Portsmouth is working to address growing youth violence amongst its middle school youth. Over the course of the testing and prototyping sprint, the team leveraged their already existing community relationships to gain insight from key community partners before testing with residents to inform their design choices.
For the team’s “Create Your Future” Youth skills training programming, the team met first with leaders from a local mentoring organization, Big H.O.M.I.E.S (Heroes of Minority in Every Society), to discuss which program offerings have most resonated with youth. They were then able to bring a revised selection of program offerings to 6th graders, allowing for a higher fidelity first prototype.
Similarly, while developing their initial wireframes for a community connection app, the “Pulse of Portsmouth,” the team first socialized the idea with their city’s IT team and with community youth non-profit partners who lead programming initiatives.
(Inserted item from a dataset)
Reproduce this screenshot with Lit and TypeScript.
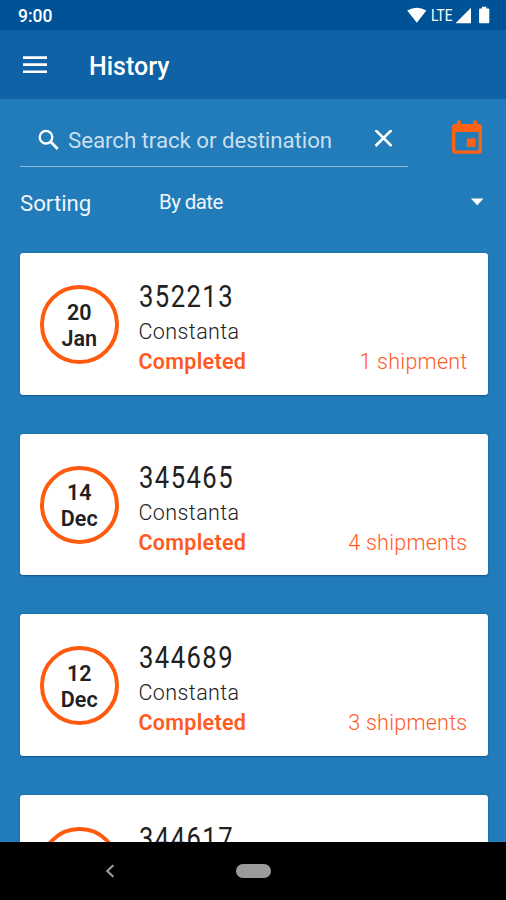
import { LitElement, html, css, nothing } from "lit";
import { customElement, property } from "lit/decorators.js";

interface Track {
  code: string;
  date?: [string, string];
  place?: string;
  status?: string;
  count?: string;
}

const TRACKS: Track[] = [
  { date: ["20", "Jan"], code: "352213", place: "Constanta", status: "Completed", count: "1 shipment" },
  { date: ["14", "Dec"], code: "345465", place: "Constanta", status: "Completed", count: "4 shipments" },
  { date: ["12", "Dec"], code: "344689", place: "Constanta", status: "Completed", count: "3 shipments" },
  { code: "344617" },
];

@customElement("track-card")
export class TrackCard extends LitElement {
  @property({ attribute: false }) track!: Track;

  static styles = css`
    :host {
      display: flex;
      flex: none;
      box-sizing: border-box;
      height: 141.5px;
      padding: 32px 20px 0;
      background: #fff;
      border-radius: 3px;
      box-shadow: 0 0.5px 1.5px rgba(0, 50, 110, 0.5);
      color: #212121;
    }
    .date {
      flex: none;
      box-sizing: border-box;
      width: 78.5px;
      height: 78.5px;
      padding-top: 10.5px;
      border: 4.5px solid #ff5a0e;
      border-radius: 50%;
      text-align: center;
      font-size: 21.5px;
      font-weight: 600;
      line-height: 26px;
    }
    .info {
      flex: 1;
      margin: -6px 0 0 20px;
    }
    .code {
      width: max-content;
      font-size: 32px;
      font-weight: 400;
      line-height: 34px;
      letter-spacing: 1.8px;
      transform: scaleX(0.8);
      transform-origin: left;
    }
    .place {
      margin-top: 4px;
      font-size: 21.5px;
      font-weight: 330;
      line-height: 30px;
      letter-spacing: 0.4px;
    }
    .row {
      display: flex;
      justify-content: space-between;
      color: #ff5a1f;
      font-size: 21.5px;
      line-height: 30px;
    }
    .status {
      font-weight: 600;
      letter-spacing: 0.3px;
    }
    .count {
      font-weight: 340;
      letter-spacing: 0.25px;
    }
  `;

  render() {
    const t = this.track;
    return html`
      <div class="date">${t.date ? t.date.map((part) => html`<div>${part}</div>`) : nothing}</div>
      <div class="info">
        <div class="code">${t.code}</div>
        ${t.place ? html`<div class="place">${t.place}</div>` : nothing}
        ${t.status
          ? html`<div class="row"><span class="status">${t.status}</span><span class="count">${t.count}</span></div>`
          : nothing}
      </div>
    `;
  }
}

@customElement("app-root")
export class AppRoot extends LitElement {
  static styles = css`
    :host {
      display: flex;
      flex-direction: column;
      height: 900px;
      overflow: hidden;
      background: #217cb9;
      color: #fff;
      font-family: Roboto, sans-serif;
    }
    svg {
      display: block;
      flex: none;
    }
    .system {
      display: flex;
      flex: none;
      align-items: center;
      box-sizing: border-box;
      height: 30px;
      padding: 2px 14px 0 18px;
      background: #005297;
    }
    .time {
      flex: 1;
      font-size: 17.5px;
      font-weight: 500;
      line-height: 20px;
    }
    .bar {
      display: flex;
      flex: none;
      align-items: center;
      box-sizing: border-box;
      height: 68.5px;
      padding: 2px 0 0 23px;
      background: #0f62a5;
    }
    .title {
      margin: 3px 0 0 42px;
      font-size: 25px;
      font-weight: 500;
      line-height: 30px;
    }
    .tools {
      display: flex;
      flex: none;
      height: 68.5px;
      padding: 0 22px 0 20px;
    }
    .search {
      display: flex;
      flex: none;
      align-items: center;
      box-sizing: border-box;
      width: 388px;
      height: 68.5px;
      padding: 16px 14px 0 17px;
      border-bottom: 1.5px solid #90bddc;
    }
    .hint {
      flex: 1;
      margin-left: 7px;
      color: #c9dfee;
      font-size: 22.3px;
      line-height: 28px;
      letter-spacing: -0.06px;
      white-space: nowrap;
    }
    .calendar {
      margin: 20px 0 0 43px;
    }
    .sorting {
      display: flex;
      flex: none;
      align-items: center;
      height: 72px;
      padding: 0 22px 0 20px;
    }
    .label {
      width: 139px;
      font-size: 22.2px;
      line-height: 28px;
      color: #eef6fb;
    }
    .value {
      flex: 1;
      margin-top: -2px;
      font-size: 20.5px;
      line-height: 26px;
      letter-spacing: -0.6px;
      color: #eef6fb;
    }
    .arrow {
      margin-top: -2px;
    }
    .list {
      display: flex;
      flex: 1;
      min-height: 0;
      flex-direction: column;
      gap: 39px;
      padding: 14px 18.5px 0 20px;
      overflow: hidden;
    }
    .nav {
      display: flex;
      flex: none;
      align-items: center;
      height: 58px;
      background: #000;
    }
    .back {
      margin-left: 105px;
    }
    .home {
      width: 35px;
      height: 13.5px;
      margin-left: 121px;
      border-radius: 7px;
      background: #9b9b9b;
    }
  `;

  render() {
    return html`
      <div class="system">
        <span class="time">9:00</span>
        <svg width="86" height="20" viewBox="0 0 86 20" fill="#fff">
          <path d="M1.2 4.600Q10.800 -1.200 20.400 4.600L10.800 16.700Z" />
          <text x="25" y="15" font-size="16" textLength="21.5" lengthAdjust="spacingAndGlyphs">LTE</text>
          <path d="M65 1.800V17.200H49.500Z" />
          <path d="M74 2.600h2V.8h4.400v1.800h2q.9 0 .9.9v12.800q0 .9-.9.9H74q-.9 0-.9-.9V3.500q0-.9.9-.9Z" />
        </svg>
      </div>
      <div class="bar">
        <svg width="24" height="18" viewBox="0 0 24 18" fill="#fff">
          <path d="M0 .2h24v2.700H0zM0 7.300h24v2.700H0zM0 14.400h24v2.700H0z" />
        </svg>
        <span class="title">History</span>
      </div>
      <div class="tools">
        <div class="search">
          <svg width="24" height="24" viewBox="0 0 24 24" fill="none" stroke="#fff">
            <circle cx="9" cy="9.200" r="6.300" stroke-width="2.300" />
            <path d="M13.600 13.800L20.700 20.900" stroke-width="2.800" />
          </svg>
          <span class="hint">Search track or destination</span>
          <svg width="20" height="20" viewBox="0 0 20 20" fill="none" stroke="#fff" stroke-width="2.500">
            <path d="M1.500 0L17.500 16M17.500 0L1.500 16" />
          </svg>
        </div>
        <svg class="calendar" width="32" height="36" viewBox="0 0 32 36" fill="#ff6213">
          <path fill-rule="evenodd" d="M6 1.500h3.800V5h12.400V1.500H26V5h1.800Q31 5 31 8v23.500Q31 34.800 27.800 34.800H4.200Q1 34.800 1 31.500V8Q1 5 4.200 5H6ZM4.400 13v18.400h23.200V13Z" />
          <path d="M15.800 19.400h8.800v8.400h-8.800z" />
        </svg>
      </div>
      <div class="sorting">
        <span class="label">Sorting</span>
        <span class="value">By date</span>
        <svg class="arrow" width="14" height="8" viewBox="0 0 14 8" fill="#fff"><path d="M.9 .5h12.600L7.200 7.300Z" /></svg>
      </div>
      <div class="list">${TRACKS.map((t) => html`<track-card .track=${t}></track-card>`)}</div>
      <div class="nav">
        <svg class="back" width="10" height="14" viewBox="0 0 10 14" fill="none" stroke="#9b9b9b" stroke-width="2.200">
          <path d="M8.300 1.200L2.300 7L8.300 12.800" />
        </svg>
        <div class="home"></div>
      </div>
    `;
  }
}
This helped them gain insight into what features would be useful to include when testing with the community. The team found great success in collaborating with residents early on to help shape their initial prototypes.
Birmingham’s core team has focused on improving and centralizing the business licensing and permitting process. While testing their Flip n’ Find idea – a physical "tool" that details the main phases of a business owner's licensing and permitting journey, – the team shared their initial prototype of a journey map with other city staff and external stakeholders knowledgeable about the process.
The first testing session with city staff resulted in the breaking down of silos across various departments, illuminated existing resources that city officials were unaware of, and identified the need for new services and information for accessing these services. Moreover, the team learned that many city staff members were business owners themselves and would benefit from additional resources. Their early feedback helped the team incorporate technical city knowledge and ultimate user feedback, enabling the team to run a higher fidelity test with more local business owners showcasing the Flip n’ Find tool as one of three prototypes, including a roadmap and a comprehensive checklist.
During the final testing session, small business owners voted on the prototype that would be most useful when navigating the complexities of the business license and permitting process. The layout of the Flip n’ Find tool appealed to most, as it showcased complex information in a user-friendly format. The team plans on fine-tuning the Flip n’ Find model so that it can be incorporated as a tool used during the upcoming tax and license season.